On Thu, Apr 04, 2019 at 11:15:39AM +0200, Thomas-Mich Richter wrote:
> On 4/3/19 12:41 PM, Peter Zijlstra wrote:
> > On Wed, Apr 03, 2019 at 11:47:00AM +0200, Thomas-Mich Richter wrote:
> >> I use linux 5.1.0-rc3 on s390 and got this WARN_ON_ONCE message:
> >>
> >> WARNING: CPU: 15 PID: 0 at kernel/events/core.c:330
> >>                 event_function_local.constprop.79+0xe2/0xe8
> >>
> >> which was introduced with
> >>    commit cca2094605ef ("perf/core: Fix event_function_local()").
> >> ..snip.... 
> >>
> >> Any ideas or hints who to avoid/fix this warning?
> > 
> > Some thoughts here:
> > 
> >   https://lkml.kernel.org/r/20190213101644.GN32534@hirez.programming.kicks-ass.net
> > 
> > tl;dr, I've no frigging clue.
> > 
> 
> I have read this thread and at the end you mentioned:
> 
>     Humm, but in that case:
> 
>    context_switch()
>     prepare_task_switch()
>       perf_event_task_sched_out()
>         __perf_event_task_sched_out()
> 	  perf_event_context_sched_out()
> 	    task_ctx_sched_out()
> 	      ctx_sched_out()
> 	        group_sched_out()
> 		  event_sched_out()
> 		    if (event->pending_disable)
> 
>    Would have already cleared the pending_disable state, so the IPI would
>    not have ran perf_event_disable_local() in the first place.
> 
> Our test system is configured to panic in WARN_ON_ONCE(). I looked
> at the dump. The event triggering WARN_ON_ONCE:
> 
> crash> struct perf_event.oncpu 0x1f9b24800
>   oncpu = 0
> crash> struct perf_event.state 0x1f9b24800
>   state = PERF_EVENT_STATE_ACTIVE
> crash> 
> 
> This means the code in 
> static void event_sched_out(....)
> {
>         ....
>         event->pmu->del(event, 0);
>         event->oncpu = -1;
> 
>         if (event->pending_disable) {
>                 event->pending_disable = 0;
>                 state = PERF_EVENT_STATE_OFF;
>         }
>         perf_event_set_state(event, state);
>         ...
> }
> 
> has not finished and returned from this function. So the task was not completely context-switched
> out from CPU 0 while the interrupt handler was executing on CPU 15:
> 
> static void perf_pending_event(...)
> {
>         ....
>         if (event->pending_disable) {
>                 event->pending_disable = 0;
>                 perf_event_disable_local(event);  <--- Causes the WARN_ON_ONCE()
>         }
>         .....
> }
> 
> I think there is a race, especially when the interrupt handler on CPU 15
> was invoked via timer interrupt an runs on a different CPU.

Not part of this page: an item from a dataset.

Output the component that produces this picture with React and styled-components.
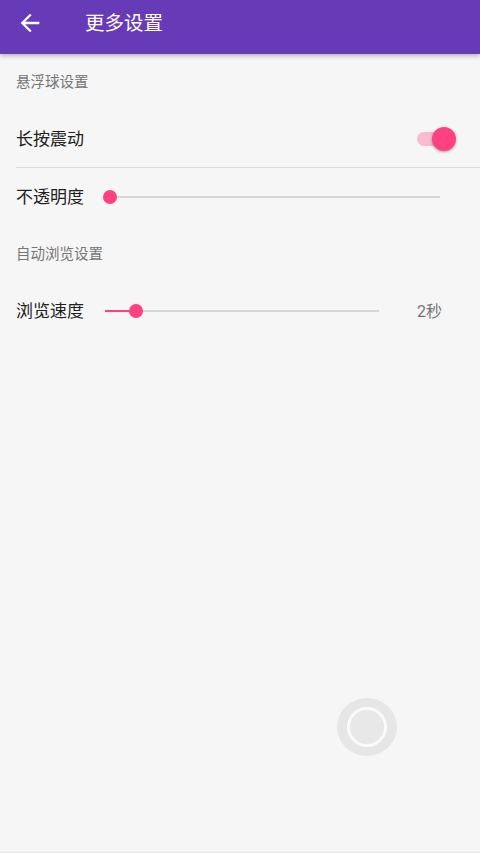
import React from 'react';
import styled, { createGlobalStyle } from 'styled-components';

const GlobalStyle = createGlobalStyle`
  * { box-sizing: border-box; }
  html, body { margin: 0; padding: 0; background: #f6f6f6; }
  body {
    font-family: Roboto, "Noto Sans CJK SC", sans-serif;
    -webkit-font-smoothing: antialiased;
  }
`;

const Page = styled.div`
  position: relative;
  height: 853px;
  display: flex;
  flex-direction: column;
  background: #f6f6f6;
  border-bottom: 1px solid #e4e4e4;
  overflow: hidden;
`;

const Toolbar = styled.header`
  height: 54px;
  flex-shrink: 0;
  display: flex;
  align-items: center;
  padding-bottom: 9px;
  background: #673ab7;
  box-shadow: 0 2px 4px rgba(0, 0, 0, 0.25);
  position: relative;
  z-index: 1;
`;

const BackButton = styled.button`
  width: 28px;
  height: 28px;
  margin-left: 16px;
  padding: 0;
  border: none;
  background: none;
  display: flex;
  svg { width: 28px; height: 28px; fill: #fff; }
`;

const Title = styled.h1`
  margin: 0 0 0 41px;
  padding-bottom: 3px;
  font-size: 19.5px;
  font-weight: 400;
  color: #fff;
  font-family: Roboto, "Noto Sans CJK SC", sans-serif;
`;

const SectionLabel = styled.div`
  height: ${p => p.$h || 56}px;
  display: flex;
  align-items: center;
  padding: 0 0 4px 16px;
  font-size: 14.5px;
  color: #757575;
`;

const Row = styled.div`
  height: ${p => p.$h || 58}px;
  display: flex;
  align-items: center;
  padding: 0 ${p => p.$right || 40}px 0 16px;
`;

const DividedRow = styled(Row)`
  position: relative;
  &::after {
    content: '';
    position: absolute;
    left: 16px;
    right: 0;
    bottom: 0;
    height: 1px;
    background: #dcdcdc;
  }
`;

const Label = styled.span`
  font-size: 17px;
  color: #212121;
  flex-shrink: 0;
  padding-bottom: 4px;
  margin-right: ${p => p.$gap || 0}px;
`;

const Spacer = styled.div`
  flex: 1;
`;

const SwitchBox = styled.div`
  position: relative;
  width: 39px;
  height: 24px;
  margin-top: -1px;
`;

const SwitchTrack = styled.div`
  position: absolute;
  left: 0;
  top: 5px;
  width: 34px;
  height: 14px;
  border-radius: 7px;
  background: #f8bbd0;
`;

const SwitchThumb = styled.div`
  position: absolute;
  right: 0;
  top: 0;
  width: 24px;
  height: 24px;
  border-radius: 50%;
  background: #ff4081;
  box-shadow: 0 1px 3px rgba(0, 0, 0, 0.35);
`;

const SliderTrack = styled.div`
  position: relative;
  flex: 1;
  height: 2px;
  background: #d6d6d6;
`;

const SliderFill = styled.div`
  position: absolute;
  left: 0;
  top: 0;
  height: 2px;
  background: #ff4081;
`;

const SliderThumb = styled.div`
  position: absolute;
  top: -6px;
  width: 14px;
  height: 14px;
  margin-left: -7px;
  border-radius: 50%;
  background: #ff4081;
`;

const Value = styled.span`
  margin-left: 38px;
  padding-bottom: 3px;
  font-size: 16px;
  color: #757575;
`;

const FloatBall = styled.div`
  position: absolute;
  left: 337px;
  top: 698px;
  width: 60px;
  height: 58px;
  border-radius: 50%;
  background: #e6e6e6;
  display: flex;
  align-items: center;
  justify-content: center;
`;

const BallRing = styled.div`
  width: 40px;
  height: 40px;
  border-radius: 50%;
  border: 3px solid #fafafa;
  background: #e8e8e8;
`;

function Slider({ value }) {
  return (
    <SliderTrack>
      <SliderFill style={{ width: `${value}%` }} />
      <SliderThumb style={{ left: `${value}%` }} />
    </SliderTrack>
  );
}

export default function App() {
  return (
    <>
      <GlobalStyle />
      <Page>
        <Toolbar>
          <BackButton aria-label="back">
            <svg viewBox="0 0 24 24">
              <path d="M20 11H7.83l5.59-5.59L12 4l-8 8 8 8 1.41-1.41L7.83 13H20v-2z" />
            </svg>
          </BackButton>
          <Title>更多设置</Title>
        </Toolbar>

        <SectionLabel $h={57}>悬浮球设置</SectionLabel>
        <DividedRow $h={57} $right={24}>
          <Label>长按震动</Label>
          <Spacer />
          <SwitchBox>
            <SwitchTrack />
            <SwitchThumb />
          </SwitchBox>
        </DividedRow>
        <Row $h={58}>
          <Label $gap={21}>不透明度</Label>
          <Slider value={1.5} />
        </Row>

        <SectionLabel $h={56}>自动浏览设置</SectionLabel>
        <Row $h={58} $right={38}>
          <Label $gap={21}>浏览速度</Label>
          <Slider value={11.4} />
          <Value>2秒</Value>
        </Row>

        <FloatBall>
          <BallRing />
        </FloatBall>
      </Page>
    </>
  );
}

That is not entirely the scenario I talked about, but *groan*.

So what I meant was:

	CPU-0							CPU-n

	__schedule()
	  local_irq_disable()

	  ...
	    deactivate_task(prev);

								try_to_wake_up(@p)
								  ...
								  smp_cond_load_acquire(&p->on_cpu, !VAL);

	  <PMI>
	    ..
	    perf_event_disable_inatomic()
	      event->pending_disable = 1;
	      irq_work_queue() /* self-IPI */
	  </PMI>

	  context_switch()
	    prepare_task_switch()
	      perf_event_task_sched_out()
	        // the above chain that clears pending_disable

	    finish_task_switch()
	      finish_task()
	        smp_store_release(prev->on_cpu, 0);
								  /* finally.... */
								// take woken
								// context_switch to @p
	      finish_lock_switch()
	        raw_spin_unlock_irq()
		/* w00t, IRQs enabled, self-IPI time */
	        <self-IPI>
		  perf_pending_event()
		    // event->pending_disable == 0
		</self-IPI>


What you're suggesting, is that the time between:

  smp_store_release(prev->on_cpu, 0);

and

  <self-IPI>

on CPU-0 is sufficient for CPU-n to context switch to the task, enable
the event there, trigger a PMI that calls perf_event_disable_inatomic()
_again_ (this would mean irq_work_queue() failing, which we don't check)
(and schedule out again, although that's not required).

This being virt that might actually be possible if (v)CPU-0 takes a nap
I suppose.

Let me think about this a little more...

> > Does it reproduce on x86 without virt on? I don't have a PPC LPAR to
> > test things on.
> > 
> 
> s390 LPARs run under hipervisor control, no chance to run any OS without it.

Yah, I know.. Same difference though; I also don't have an s390.